I am writing this before the jobs report this morning. I do not predict individual economic reports and even if this report fails to live up to current expectations the trends I see in place forecast a healthy economic expansion for at least several years. I continue to be stuck by the extent of the pessimism prevalent in the media. I see it as a type of Financial Vertigo.

Even after 5yrs of economic recovery, which at the moment is actually accelerating, the media remains nearly wall-to-wall with individuals whose names we have never previously heard claiming that ‘The end of the world as we know it is at hand!!’ This is not a real quote but it sums the dire warnings I am seeing in every direction by so called experts who have never been thought of as experts in the past.

The editorial here from the WSJ is only one such example I saw this morning.

The one constant we have across economic/investment cycles as far back as one can see is, that regardless of the excesses which may be in the economy at the moment, corrections of consequence do not occur till we stop credit issuance. When I mean ‘We’, I mean the US which is the largest and most open, ‘Free Market, in the world with the best protections to property bar none. Our economy has never in recorded history entered a correction without first seeing credit spreads between the T-Bill(short rates) and the 10yr Treasury(mortgage rates) move to zero, i.e. a Flat Yield Curve. Once credit cash flows come to a halt, so does the economy. Every time!!

At the moment even with the excess debt in China’s Shadow Banking and the taper by the Fed, it remains US bank lending which is the elephant in the room. As long as US bank lending is healthy or headed that way, our economy has seen expansion. We appear to be in the early stages of a lending expansion as the 10yr Treas rates move higher while the T-Bill remains mired below 0.1%.

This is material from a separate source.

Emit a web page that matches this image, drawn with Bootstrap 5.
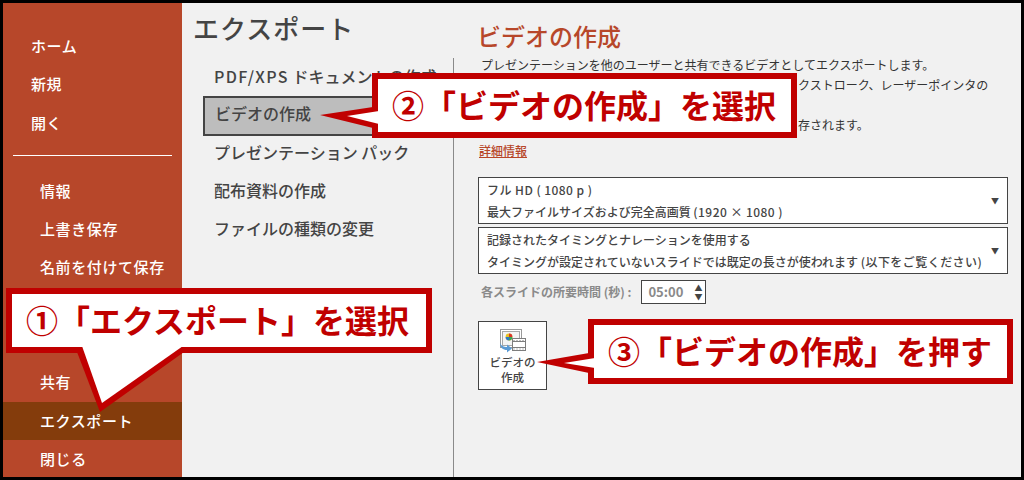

Our economy has always powered through perceived worries as long as credit flows were positive even with imbalances in the system. But, once credit flows stop, every excess in every part of the market rears its head and a full blown correction ensues. Once this begins, it cannot be stopped. Too many people panic at the same time and the market has always been much bigger than whatever government thinks it can do.

At the moment and for the next 5yrs-7yrs using a historical estimate, every ominous sign is very likely to be papered over as has occurred in the past till credit flows stop. As the global consumption engine, what occurs in the US, occurs globally. Nothing has changed with the emergence of younger nations. Most mistake them as growth areas, but in reality they have only been lower cost manufacturing sites for goods developed, paid for and consumed by the Western type countries. They have not yet developed a significant Middle Class with its higher standards of living and consumption patterns. They are not self-supporting economies and highly dependent on the financial health of Western nations where standards of living are much, much higher as is our creativity and skill sets and most importantly so is the global value creation. The iPhone and the Internet were not inventions of EmgMkts!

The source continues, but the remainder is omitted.